What is being asked: For each line that holds "this", copy the line out.

Excerpted records:
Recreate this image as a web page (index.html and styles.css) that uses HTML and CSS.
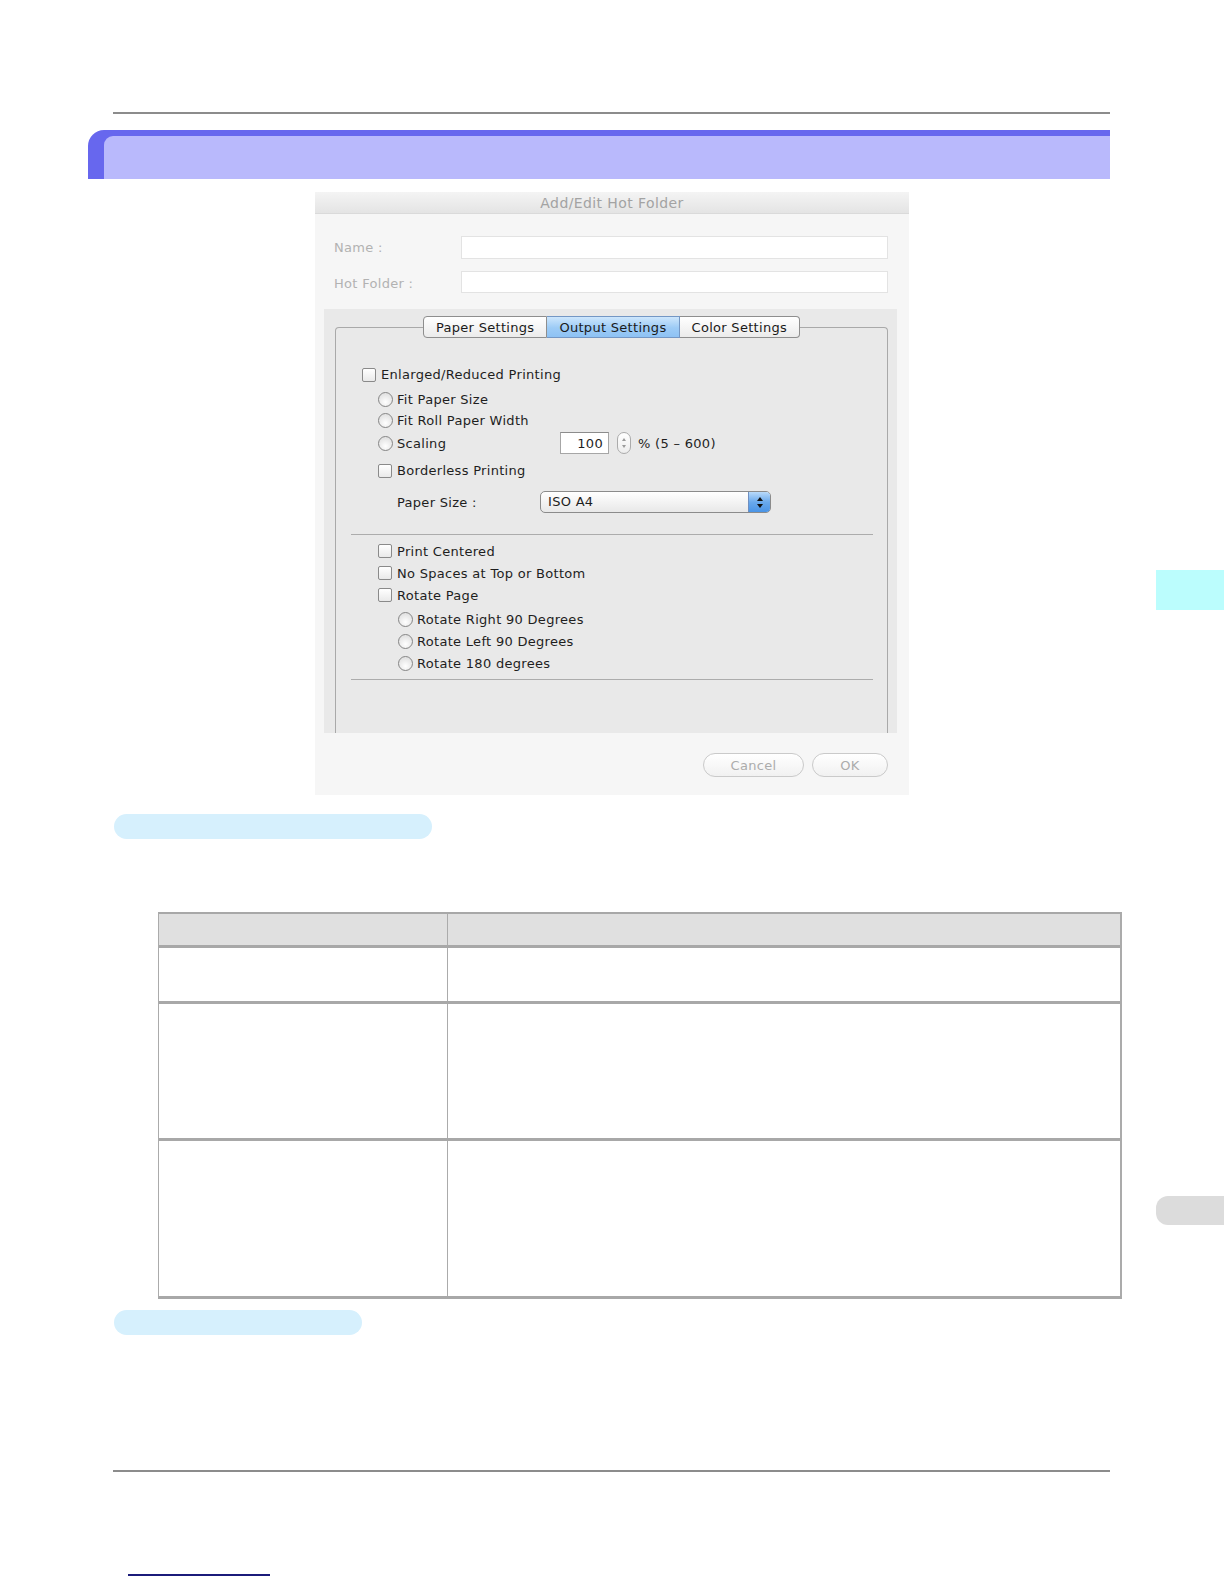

--

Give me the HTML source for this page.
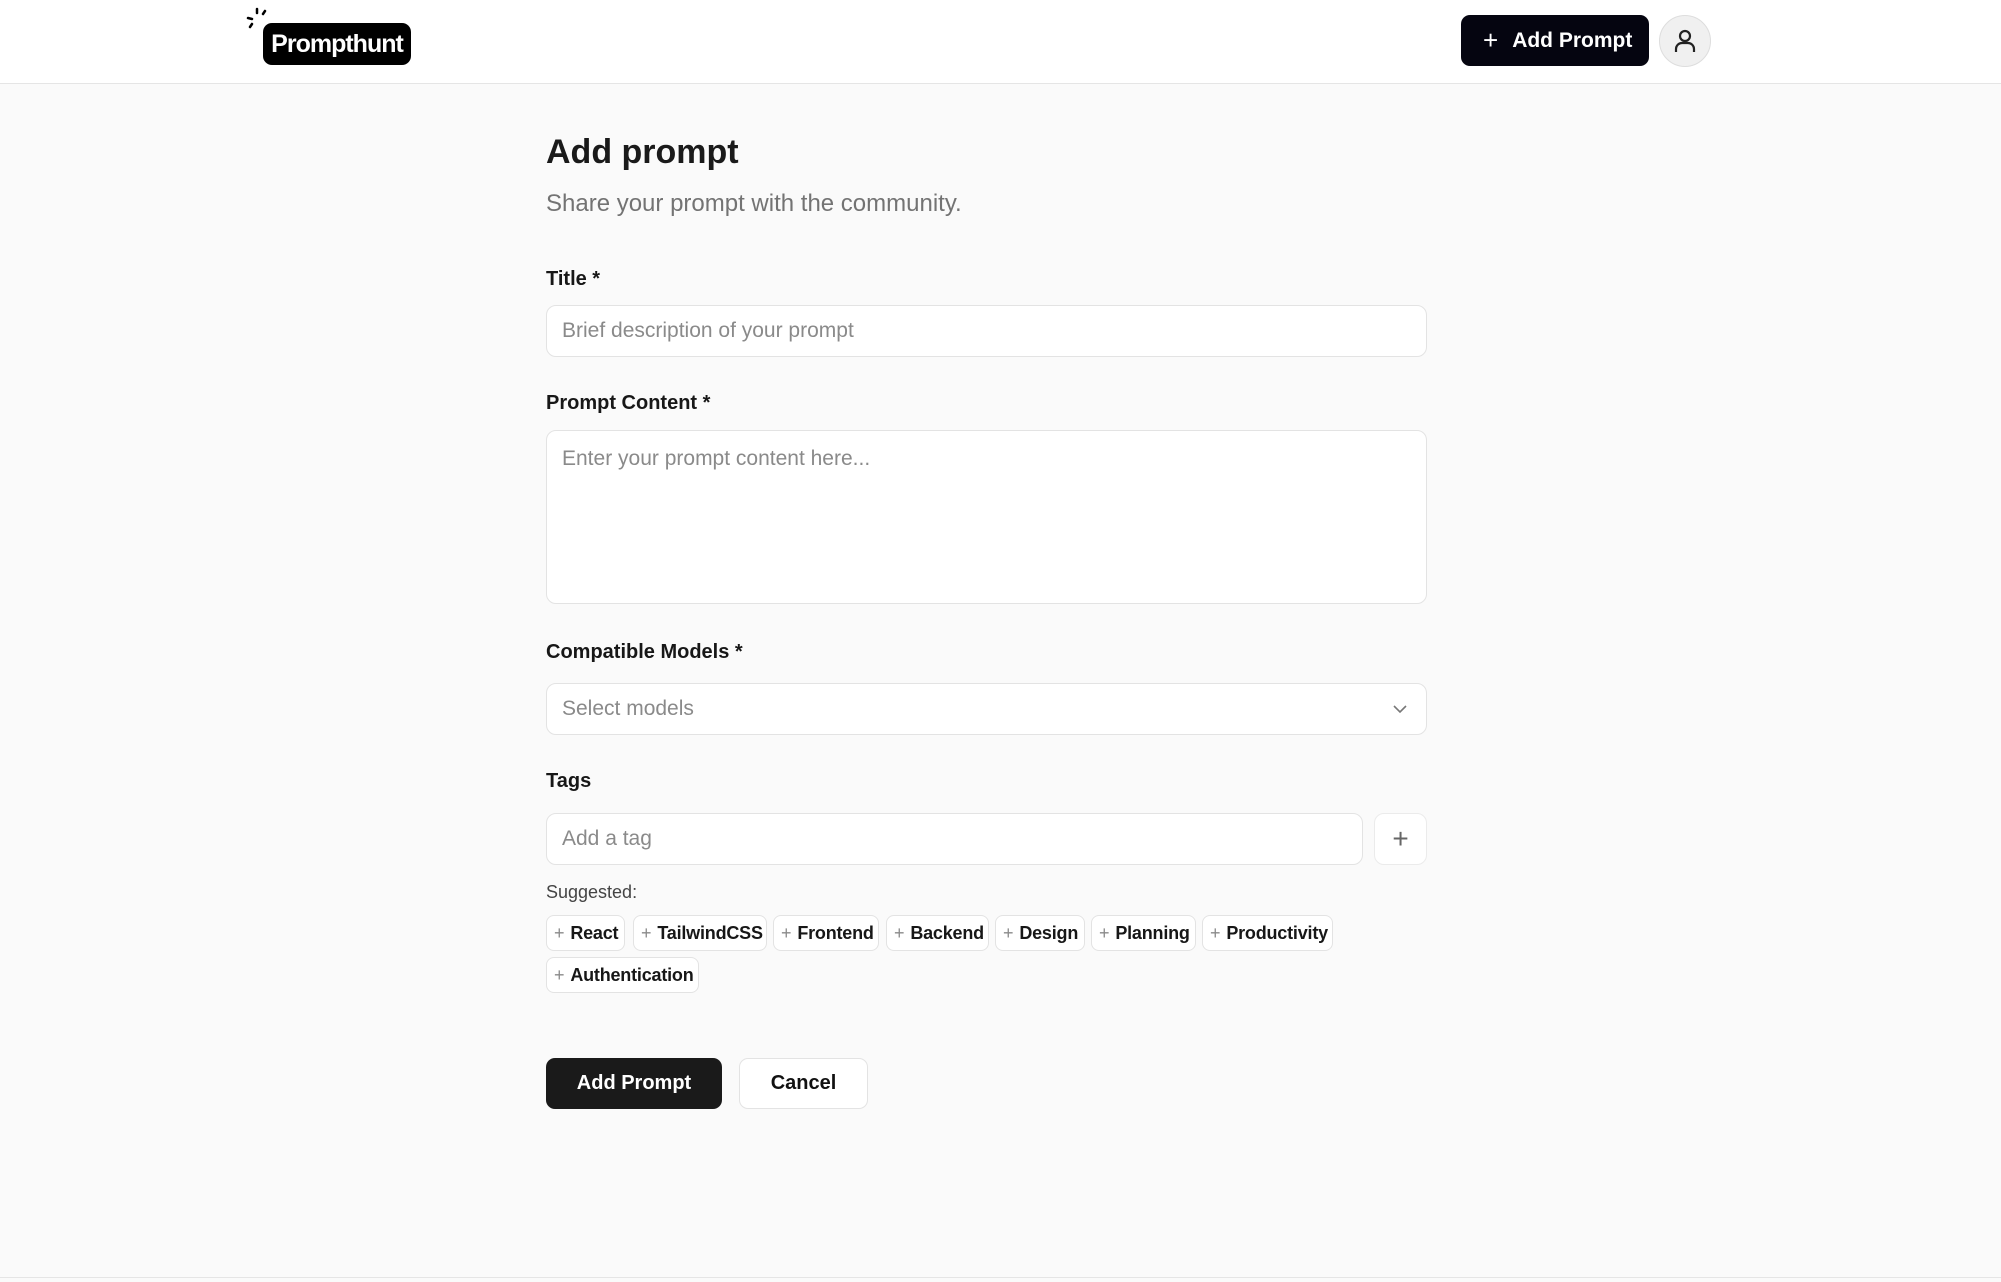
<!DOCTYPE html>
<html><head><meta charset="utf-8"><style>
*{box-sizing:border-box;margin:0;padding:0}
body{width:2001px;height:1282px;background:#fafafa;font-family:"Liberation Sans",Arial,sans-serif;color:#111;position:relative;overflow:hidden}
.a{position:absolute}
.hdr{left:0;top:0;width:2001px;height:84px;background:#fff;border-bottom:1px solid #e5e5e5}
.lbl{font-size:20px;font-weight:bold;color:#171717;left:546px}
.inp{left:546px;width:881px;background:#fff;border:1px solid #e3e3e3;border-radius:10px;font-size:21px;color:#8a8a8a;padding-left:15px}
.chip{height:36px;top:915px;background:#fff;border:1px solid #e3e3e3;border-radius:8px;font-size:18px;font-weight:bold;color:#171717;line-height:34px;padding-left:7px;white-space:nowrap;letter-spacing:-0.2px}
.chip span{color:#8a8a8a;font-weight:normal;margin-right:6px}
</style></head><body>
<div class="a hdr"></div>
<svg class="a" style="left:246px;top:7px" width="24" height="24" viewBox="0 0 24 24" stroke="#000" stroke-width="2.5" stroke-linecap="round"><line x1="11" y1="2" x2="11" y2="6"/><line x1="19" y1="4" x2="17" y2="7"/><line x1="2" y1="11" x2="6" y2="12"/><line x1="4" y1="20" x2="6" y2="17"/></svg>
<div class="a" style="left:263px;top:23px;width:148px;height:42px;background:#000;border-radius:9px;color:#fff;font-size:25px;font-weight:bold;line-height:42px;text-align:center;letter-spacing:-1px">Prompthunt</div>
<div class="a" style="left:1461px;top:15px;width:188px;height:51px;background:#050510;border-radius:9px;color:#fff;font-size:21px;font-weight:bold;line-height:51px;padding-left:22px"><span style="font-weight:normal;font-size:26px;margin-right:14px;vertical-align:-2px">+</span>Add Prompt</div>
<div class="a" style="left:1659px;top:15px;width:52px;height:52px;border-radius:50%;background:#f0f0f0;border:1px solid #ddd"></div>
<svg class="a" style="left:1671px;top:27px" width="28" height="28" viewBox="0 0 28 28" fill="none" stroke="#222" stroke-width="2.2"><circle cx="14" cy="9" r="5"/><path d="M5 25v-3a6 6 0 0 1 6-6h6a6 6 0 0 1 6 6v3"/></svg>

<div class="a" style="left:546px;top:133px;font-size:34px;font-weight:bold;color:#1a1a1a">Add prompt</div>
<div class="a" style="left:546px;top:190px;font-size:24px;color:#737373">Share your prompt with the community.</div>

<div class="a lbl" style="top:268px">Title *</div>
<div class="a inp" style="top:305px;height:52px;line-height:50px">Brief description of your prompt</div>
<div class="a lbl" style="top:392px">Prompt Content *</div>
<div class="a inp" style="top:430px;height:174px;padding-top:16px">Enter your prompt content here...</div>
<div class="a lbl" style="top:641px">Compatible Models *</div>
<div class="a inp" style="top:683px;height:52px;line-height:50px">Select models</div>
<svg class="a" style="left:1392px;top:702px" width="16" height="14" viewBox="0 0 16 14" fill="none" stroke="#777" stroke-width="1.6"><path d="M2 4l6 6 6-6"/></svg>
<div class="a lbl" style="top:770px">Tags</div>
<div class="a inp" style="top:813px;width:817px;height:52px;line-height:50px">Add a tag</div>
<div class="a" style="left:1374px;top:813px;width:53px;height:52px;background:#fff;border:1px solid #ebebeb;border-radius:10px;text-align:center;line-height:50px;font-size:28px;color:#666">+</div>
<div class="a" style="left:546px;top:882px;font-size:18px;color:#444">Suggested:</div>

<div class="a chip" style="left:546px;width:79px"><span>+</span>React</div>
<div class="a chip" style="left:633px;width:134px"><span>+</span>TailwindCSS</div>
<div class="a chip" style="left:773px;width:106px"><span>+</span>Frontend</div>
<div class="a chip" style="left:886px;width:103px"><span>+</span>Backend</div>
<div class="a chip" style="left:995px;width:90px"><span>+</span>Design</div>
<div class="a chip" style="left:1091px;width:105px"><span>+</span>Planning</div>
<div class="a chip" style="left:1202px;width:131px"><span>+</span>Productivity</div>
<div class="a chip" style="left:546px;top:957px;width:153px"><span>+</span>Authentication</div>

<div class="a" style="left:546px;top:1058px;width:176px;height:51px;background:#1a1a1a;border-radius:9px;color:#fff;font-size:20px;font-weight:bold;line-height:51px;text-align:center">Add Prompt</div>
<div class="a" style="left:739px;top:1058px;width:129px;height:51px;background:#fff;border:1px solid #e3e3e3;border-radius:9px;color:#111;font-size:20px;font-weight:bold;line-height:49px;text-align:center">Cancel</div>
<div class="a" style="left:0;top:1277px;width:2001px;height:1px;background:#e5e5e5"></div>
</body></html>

Solution:
Recreate this image as a web page (index.html and styles.css) that uses HTML and CSS.
Give me the HTML source for this page.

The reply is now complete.